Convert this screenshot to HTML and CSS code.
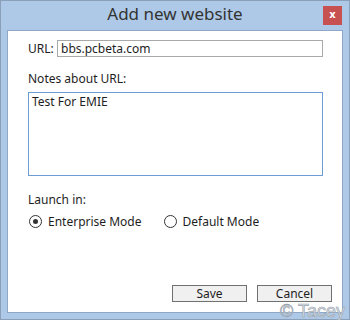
FILE: index.html
```html
<!DOCTYPE html>
<html>
<head>
    <meta charset="utf-8">
    <link rel="stylesheet" href="styles.css">
</head>
<body>
    <div class="window">
        <div class="titlebar">
            <span class="title">Add new website</span>
            <span class="close-btn">x</span>
        </div>

        <div class="content">
            <div class="url-row">
                <label class="label">URL:</label>
                <div class="text-input">bbs.pcbeta.com</div>
            </div>

            <div class="label notes-label">Notes about URL:</div>
            <div class="notes-box">Test For EMIE</div>

            <div class="label launch-label">Launch in:</div>
            <div class="radio-row">
                <span class="radio checked"></span>
                <span class="radio-text">Enterprise Mode</span>
                <span class="radio"></span>
                <span class="radio-text">Default Mode</span>
            </div>

            <div class="form-buttons">
                <button class="btn">Save</button>
                <button class="btn">Cancel</button>
            </div>
        </div>

        <div class="watermark">© Tacey</div>
    </div>
</body>
</html>
```

FILE: styles.css
```css
body {
    margin: 0;
    font-family: "Noto Sans", "Open Sans", sans-serif;
    font-size: 12px;
    color: #1e1e1e;
}

.window {
    position: relative;
    width: 350px;
    height: 320px;
    box-sizing: border-box;
    border: 1px solid #8a9fb8;
    background: #adc9e7;
    padding: 0 6px 6px 6px;
    display: flex;
    flex-direction: column;
}

.titlebar {
    height: 29px;
    display: flex;
    align-items: center;
    justify-content: center;
    position: relative;
}

.title {
    font-size: 17px;
    color: #333;
    margin-top: -4px;
}

.close-btn {
    position: absolute;
    right: 1px;
    top: 5px;
    width: 19px;
    height: 19px;
    background: #c75050;
    color: #fff;
    font-family: "DejaVu Sans", sans-serif;
    font-weight: bold;
    font-size: 10px;
    line-height: 17px;
    text-align: center;
}

.content {
    flex: 1;
    background: #fff;
    border: 1px solid #8fa8c8;
    padding: 9px 19px 10px 20px;
    display: flex;
    flex-direction: column;
}

.url-row {
    display: flex;
    align-items: center;
}

.label {
    line-height: 16px;
}

.url-row .label {
    width: 29px;
}

.text-input {
    flex: 1;
    height: 15px;
    border: 1px solid #a9a9a9;
    padding: 0 3px;
    line-height: 15px;
}

.notes-label {
    margin-top: 14px;
}

.notes-box {
    height: 80px;
    border: 1px solid #6d9cd2;
    margin-top: 5px;
    padding: 1px 3px;
    line-height: 16px;
}

.launch-label {
    margin-top: 16px;
}

.radio-row {
    display: flex;
    align-items: center;
    margin-top: 5px;
}

.radio {
    width: 11px;
    height: 11px;
    border: 1px solid #333;
    border-radius: 50%;
    box-sizing: content-box;
    position: relative;
    margin-left: 1px;
    margin-right: 6px;
}

.radio.checked::after {
    content: "";
    position: absolute;
    left: 3px;
    top: 3px;
    width: 5px;
    height: 5px;
    border-radius: 50%;
    background: #333;
}

.radio-text {
    margin-right: 21px;
}

.form-buttons {
    margin-top: auto;
    display: flex;
    justify-content: flex-end;
    gap: 10px;
    margin-right: -9px;
}

.btn {
    width: 75px;
    height: 17px;
    padding: 0;
    border: 1px solid #707070;
    background: #f0f0f0;
    font-family: inherit;
    font-size: 12px;
    line-height: 14px;
    color: #1e1e1e;
}

.watermark {
    position: absolute;
    right: 4px;
    bottom: 0;
    font-family: "Liberation Sans", sans-serif;
    font-size: 18px;
    line-height: 16px;
    color: #d8dde4;
    -webkit-text-stroke: 0.6px #9aa3ad;
}
```
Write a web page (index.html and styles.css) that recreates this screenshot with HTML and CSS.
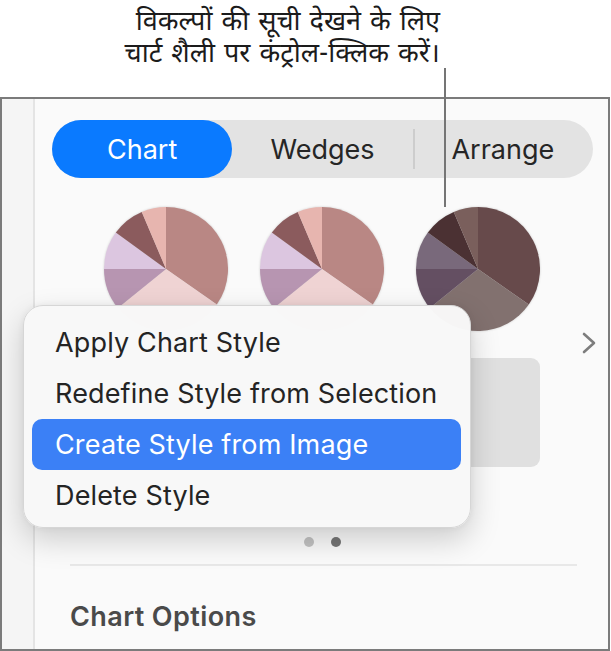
FILE: index.html
```html
<!DOCTYPE html>
<html lang="hi">
<head>
<meta charset="utf-8">
<title>Chart style menu</title>
<link rel="stylesheet" href="styles.css">
</head>
<body>
<div class="page">
  <div class="callout">
    <p class="callout-text"><span class="callout-line">विकल्पों की सूची देखने के लिए</span><span class="callout-line">चार्ट शैली पर कंट्रोल-क्लिक करें।</span></p>
  </div>
  <div class="panel">
    <div class="sidebar"></div>
    <div class="content">
      <div class="segmented">
        <div class="seg seg-active">Chart</div>
        <div class="seg">Wedges</div>
        <div class="seg seg-divided">Arrange</div>
      </div>
      <div class="styles">
        <div class="style-grid">
          <svg class="pie" viewBox="-62 -62 124 124">
            <path fill="#b98784" d="M0 0L0 -62A62 62 0 0 1 50.79 35.56Z"/>
            <path fill="#efd3d3" d="M0 0L50.79 35.56A62 62 0 0 1 -48.18 39.02Z"/>
            <path fill="#b795b1" d="M0 0L-48.18 39.02A62 62 0 0 1 -62 0Z"/>
            <path fill="#dcc6e0" d="M0 0L-62 0A62 62 0 0 1 -50.16 -36.44Z"/>
            <path fill="#8b5b5d" d="M0 0L-50.16 -36.44A62 62 0 0 1 -24.22 -57.07Z"/>
            <path fill="#e7b5af" d="M0 0L-24.22 -57.07A62 62 0 0 1 0 -62Z"/>
          </svg>
          <svg class="pie" viewBox="-62 -62 124 124">
            <path fill="#b98784" d="M0 0L0 -62A62 62 0 0 1 50.79 35.56Z"/>
            <path fill="#efd3d3" d="M0 0L50.79 35.56A62 62 0 0 1 -48.18 39.02Z"/>
            <path fill="#b795b1" d="M0 0L-48.18 39.02A62 62 0 0 1 -62 0Z"/>
            <path fill="#dcc6e0" d="M0 0L-62 0A62 62 0 0 1 -50.16 -36.44Z"/>
            <path fill="#8b5b5d" d="M0 0L-50.16 -36.44A62 62 0 0 1 -24.22 -57.07Z"/>
            <path fill="#e7b5af" d="M0 0L-24.22 -57.07A62 62 0 0 1 0 -62Z"/>
          </svg>
          <svg class="pie" viewBox="-62 -62 124 124">
            <path fill="#674a4b" d="M0 0L0 -62A62 62 0 0 1 50.79 35.56Z"/>
            <path fill="#82716f" d="M0 0L50.79 35.56A62 62 0 0 1 -48.18 39.02Z"/>
            <path fill="#644f62" d="M0 0L-48.18 39.02A62 62 0 0 1 -62 0Z"/>
            <path fill="#79697b" d="M0 0L-62 0A62 62 0 0 1 -50.16 -36.44Z"/>
            <path fill="#4b3133" d="M0 0L-50.16 -36.44A62 62 0 0 1 -24.22 -57.07Z"/>
            <path fill="#7a5f5c" d="M0 0L-24.22 -57.07A62 62 0 0 1 0 -62Z"/>
          </svg>
          <div class="thumb"></div>
          <div class="thumb"></div>
          <div class="thumb"></div>
        </div>
        <svg class="chevron" viewBox="0 0 14 22"><polyline points="2,2 12,11 2,20" fill="none" stroke="#7d7d7d" stroke-width="2.6" stroke-linecap="round" stroke-linejoin="round"/></svg>
      </div>
      <div class="dots"><span class="dot"></span><span class="dot dot-on"></span></div>
      <div class="sep"></div>
      <h2 class="options-title">Chart Options</h2>
    </div>
  </div>
  <div class="leader"></div>
  <div class="menu">
    <div class="menu-item">Apply Chart Style</div>
    <div class="menu-item">Redefine Style from Selection</div>
    <div class="menu-item menu-item-active">Create Style from Image</div>
    <div class="menu-item">Delete Style</div>
  </div>
</div>
</body>
</html>
```
FILE: styles.css
```css
html, body {
  margin: 0;
  padding: 0;
  background: #ffffff;
}
.page {
  position: relative;
  width: 611px;
  height: 651px;
  overflow: hidden;
  font-family: Inter, "Noto Sans", "Liberation Sans", sans-serif;
}
.callout {
  height: 97px;
  display: flex;
  justify-content: flex-end;
  padding-right: 171px;
  box-sizing: border-box;
}
.callout-text {
  margin: 0;
  padding-top: 8px;
  display: flex;
  flex-direction: column;
  align-items: flex-end;
  gap: 0;
  font-family: "Noto Sans Devanagari", "Lohit Devanagari", "Noto Sans", "DejaVu Sans", sans-serif;
  font-size: 27px;
  line-height: 32px;
  word-spacing: 2px;
  color: #1b1b1b;
}
.callout-line {
  display: block;
  white-space: nowrap;
}
.panel {
  width: 610px;
  height: 554px;
  box-sizing: border-box;
  border: 2px solid #7b7b7b;
  display: grid;
  grid-template-columns: 33px 1fr;
  background: #fafafa;
}
.sidebar {
  background: #f5f5f5;
  border-right: 2px solid #e4e4e4;
}
.content {
  display: flex;
  flex-direction: column;
  padding: 21px 15px 0 17px;
}
.segmented {
  height: 58px;
  border-radius: 29px;
  background: #e3e3e3;
  display: grid;
  grid-template-columns: 1fr 1fr 1fr;
}
.seg {
  position: relative;
  display: flex;
  align-items: center;
  justify-content: center;
  font-size: 27px;
  color: #262626;
  border-radius: 29px;
}
.seg-active {
  background: #0a7aff;
  color: #ffffff;
}
.seg-divided::before {
  content: "";
  position: absolute;
  left: 0;
  top: 9px;
  bottom: 9px;
  width: 2px;
  background: #cdcdcd;
}
.styles {
  position: relative;
  margin-top: 29px;
  padding-left: 52px;
}
.style-grid {
  display: grid;
  grid-template-columns: repeat(3, 124px);
  grid-template-rows: 124px 109px;
  column-gap: 32px;
  row-gap: 27px;
}
.pie {
  width: 124px;
  height: 124px;
  display: block;
  filter: drop-shadow(0 0 1px rgba(0,0,0,0.18));
}
.thumb {
  background: #e0e0e0;
  border-radius: 9px;
}
.chevron {
  position: absolute;
  right: -3px;
  top: 125px;
  width: 14px;
  height: 22px;
}
.dots {
  display: flex;
  justify-content: center;
  gap: 17px;
  margin-top: 70px;
  height: 10px;
}
.dot {
  width: 10px;
  height: 10px;
  border-radius: 50%;
  background: #c2c2c2;
}
.dot-on {
  background: #757575;
}
.sep {
  height: 2px;
  background: #e8e8e8;
  margin: 17px 16px 0 18px;
}
.options-title {
  margin: 35px 0 0 18px;
  font-size: 27px;
  line-height: 32px;
  font-weight: 600;
  letter-spacing: 0.4px;
  color: #4a4a4a;
}
.leader {
  position: absolute;
  left: 444px;
  top: 68px;
  width: 2px;
  height: 139px;
  background: #757575;
}
.menu {
  position: absolute;
  left: 23px;
  top: 305px;
  width: 448px;
  height: 223px;
  box-sizing: border-box;
  padding: 11px 9px 8px 8px;
  border-radius: 20px;
  background: rgba(248, 248, 248, 0.98);
  border: 1px solid #d6d6d6;
  box-shadow: 0 12px 30px rgba(0, 0, 0, 0.18), 0 0 6px rgba(0, 0, 0, 0.06);
}
.menu-item {
  height: 51px;
  line-height: 51px;
  padding-left: 23px;
  border-radius: 10px;
  font-size: 27px;
  letter-spacing: 0.15px;
  color: #242424;
  white-space: nowrap;
}
.menu-item-active {
  background: #3b80f6;
  color: #ffffff;
}
```
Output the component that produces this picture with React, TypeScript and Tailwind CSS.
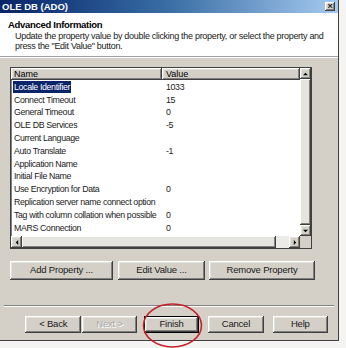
const FONT = "font-['Tahoma','Liberation_Sans','DejaVu_Sans',sans-serif]";
const RAISED =
  "shadow-[inset_-1px_-1px_#404040,inset_1px_1px_#ffffff,inset_-2px_-2px_#808080,inset_2px_2px_#e4e2dc]";
const BTN = `bg-[#d4d0c8] text-[#1a1a1a] text-[9.5px] tracking-[-0.2px] flex items-center justify-center ${RAISED}`;

const rows: [string, string][] = [
  ["Locale Identifier", "1033"],
  ["Connect Timeout", "15"],
  ["General Timeout", "0"],
  ["OLE DB Services", "-5"],
  ["Current Language", ""],
  ["Auto Translate", "-1"],
  ["Application Name", ""],
  ["Initial File Name", ""],
  ["Use Encryption for Data", "0"],
  ["Replication server name connect option", ""],
  ["Tag with column collation when possible", "0"],
  ["MARS Connection", "0"],
];

function Arrow({ dir }: { dir: "up" | "down" | "left" | "right" }) {
  const pts = {
    up: "1,4 4,1 7,4",
    down: "1,1 4,4 7,1",
    left: "4,1 1,4 4,7",
    right: "1,1 4,4 1,7",
  }[dir];
  const vb = dir === "up" || dir === "down" ? "0 0 8 5" : "0 0 5 8";
  const size = dir === "up" || dir === "down" ? "w-[7px] h-[4px]" : "w-[4px] h-[7px]";
  return (
    <svg viewBox={vb} className={size}>
      <polygon points={pts} fill="#000" />
    </svg>
  );
}

export default function App() {
  return (
    <div className={`w-[346px] h-[348px] bg-[#f4f4f2] relative overflow-hidden ${FONT}`}>
      <div className="w-[339px] h-[341px] bg-[#d4d0c8] border-r border-b border-[#404040] flex flex-col">
        {/* title bar */}
        <div className="h-[13px] bg-gradient-to-r from-[#0a246a] via-[#3a6ea5] to-[#a6caf0] flex items-center justify-between pl-[2px] pr-[3px]">
          <span className="text-white font-bold text-[9.5px] leading-none">OLE DB (ADO)</span>
          <div className={`w-[10px] h-[9px] ${BTN} text-[9px] font-bold leading-none`}>×</div>
        </div>

        {/* header */}
        <div className="h-[44px] bg-white border-b border-[#a0a0a0] pl-[8px] pt-[6px]">
          <div className="font-bold text-[9.5px] tracking-[-0.3px] leading-[11px] text-black">Advanced Information</div>
          <div className="pl-[7px] text-[9px] tracking-[-0.3px] leading-[10px] text-[#202020] mt-[1px] whitespace-nowrap">
            Update the property value by double clicking the property, or select the property and
            <br />
            press the "Edit Value" button.
          </div>
        </div>

        {/* body */}
        <div className="flex-1 border-t border-white px-[10px] pt-[9px]">
          {/* list box */}
          <div className="w-[302px] h-[182px] border border-[#404040] shadow-[inset_1px_1px_#808080] bg-white flex flex-col">
            <div className="flex flex-1 min-h-0">
              <div className="flex-1 flex flex-col">
                <div className="h-[12px] flex text-[9px] leading-[12px] text-black">
                  <div className={`w-[151px] bg-[#d4d0c8] pl-[3px] ${RAISED}`}>Name</div>
                  <div className={`flex-1 bg-[#d4d0c8] pl-[4px] ${RAISED}`}>Value</div>
                </div>
                <div className="h-[1px]" />
                {rows.map(([n, v], i) => (
                  <div key={n} className="h-[12.8px] flex items-center text-[8.8px] tracking-[-0.35px] text-[#1a1a1a]">
                    <div className="w-[151px] pl-[2px] whitespace-nowrap">
                      <span className={i === 0 ? "bg-[#0a246a] text-white px-[1px] py-[1px]" : "px-[1px]"}>{n}</span>
                    </div>
                    <div className="pl-[4px]">{v}</div>
                  </div>
                ))}
              </div>
              {/* vertical scrollbar */}
              <div className="w-[11px] flex flex-col bg-[#ecebe6]">
                <div className={`h-[11px] ${BTN}`}><Arrow dir="up" /></div>
                <div className={`flex-1 bg-[#e6e4de] ${RAISED}`} />
                <div className={`h-[11px] ${BTN}`}><Arrow dir="down" /></div>
              </div>
            </div>
            {/* horizontal scrollbar */}
            <div className="h-[12px] flex bg-[#ecebe6]">
              <div className={`w-[11px] ${BTN}`}><Arrow dir="left" /></div>
              <div className={`w-[254px] bg-[#e6e4de] ${RAISED}`} />
              <div className="flex-1" />
              <div className={`w-[11px] ${BTN}`}><Arrow dir="right" /></div>
              <div className="w-[11px] bg-[#d4d0c8]" />
            </div>
          </div>

          {/* property buttons */}
          <div className="flex gap-[4px] mt-[12px] h-[19px]">
            <div className={`w-[103px] ${BTN}`}>Add Property ...</div>
            <div className={`w-[87px] ml-[1px] ${BTN}`}>Edit Value ...</div>
            <div className={`w-[106px] ${BTN}`}>Remove Property</div>
          </div>

          {/* separator */}
          <div className="mt-[25px] h-[2px] border-t border-[#808080] border-b border-b-white -mx-[6px]" />

          {/* wizard buttons */}
          <div className="flex mt-[9px] h-[17px] pl-[15px]">
            <div className={`w-[57px] ${BTN}`}>&lt; Back</div>
            <div className={`w-[55px] ml-[1px] ${BTN} text-[#a8a8a8] [text-shadow:1px_1px_#fff]`}>Next &gt;</div>
            <div className="w-[56px] ml-[7px] border border-black flex">
              <div className={`flex-1 ${BTN}`}>Finish</div>
            </div>
            <div className={`w-[56px] ml-[9px] ${BTN}`}>Cancel</div>
            <div className={`w-[56px] ml-[9px] ${BTN}`}>Help</div>
          </div>
        </div>
      </div>

      {/* red circle annotation */}
      <svg className="absolute left-0 top-0 w-[346px] h-[348px] pointer-events-none" viewBox="0 0 346 348">
        <ellipse cx="172.5" cy="325.5" rx="29" ry="21.5" fill="none" stroke="#c8202a" strokeWidth="1.6" />
      </svg>
    </div>
  );
}
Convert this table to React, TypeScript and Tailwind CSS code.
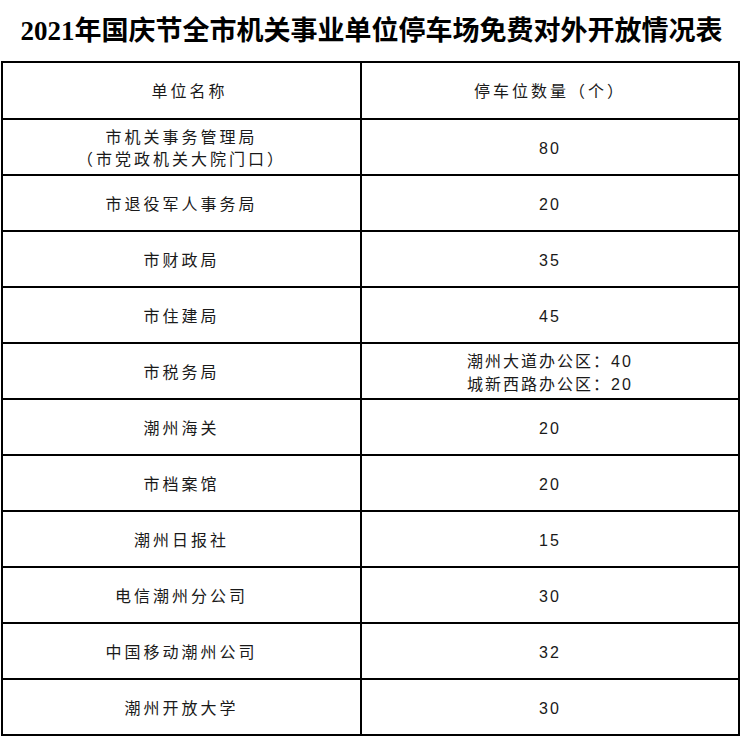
const rows: { name: string[]; count: string[] }[] = [
  { name: ['市机关事务管理局', '（市党政机关大院门口）'], count: ['80'] },
  { name: ['市退役军人事务局'], count: ['20'] },
  { name: ['市财政局'], count: ['35'] },
  { name: ['市住建局'], count: ['45'] },
  { name: ['市税务局'], count: ['潮州大道办公区：40', '城新西路办公区：20'] },
  { name: ['潮州海关'], count: ['20'] },
  { name: ['市档案馆'], count: ['20'] },
  { name: ['潮州日报社'], count: ['15'] },
  { name: ['电信潮州分公司'], count: ['30'] },
  { name: ['中国移动潮州公司'], count: ['32'] },
  { name: ['潮州开放大学'], count: ['30'] },
];

export default function App() {
  return (
    <div className="w-[743px] h-[737px] bg-white text-[#1a1a1a] font-['Liberation_Sans','Noto_Sans_CJK_SC',sans-serif]">
      <div className="h-[61px] flex items-center justify-center pt-[1px]">
        <h1 className="text-[27px] leading-none font-bold text-black font-['Liberation_Serif','Noto_Sans_CJK_SC',serif]">
          2021年国庆节全市机关事业单位停车场免费对外开放情况表
        </h1>
      </div>
      <table className="ml-[1px] w-[739px] border-collapse border-2 border-black table-fixed">
        <colgroup>
          <col className="w-[359px]" />
          <col />
        </colgroup>
        <thead>
          <tr className="h-[57px]">
            <th className="border-2 border-black font-normal text-[16px] tracking-[3px] pl-[16px] pt-[3px]">单位名称</th>
            <th className="border-2 border-black font-normal text-[16px] tracking-[3px] pt-[3px]">停车位数量（个）</th>
          </tr>
        </thead>
        <tbody>
          {rows.map((r, i) => (
            <tr key={i} className="h-[56px]">
              <td className="border-2 border-black text-center text-[16px] tracking-[3px] leading-[22px] pt-[3px]">
                {r.name.map(l => (
                  <div key={l}>{l}</div>
                ))}
              </td>
              <td className="border-2 border-black text-center text-[16px] tracking-[2px] leading-[23px] pt-[3px]">
                {r.count.map(l => (
                  <div key={l}>{l}</div>
                ))}
              </td>
            </tr>
          ))}
        </tbody>
      </table>
    </div>
  );
}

◆ ◆ ◆ ◆ ◆ ◆ ◆

• REQUIRED WORK: Copy out every line from the records that has the word "this".

• THE COMPLETED TASK:
Convert this screenshot to HTML and CSS code.
Write a web page (index.html and styles.css) that recreates this screenshot with HTML and CSS.
Output the component that produces this picture with React, TypeScript and Tailwind CSS.
Convert this table to React, TypeScript and Tailwind CSS code.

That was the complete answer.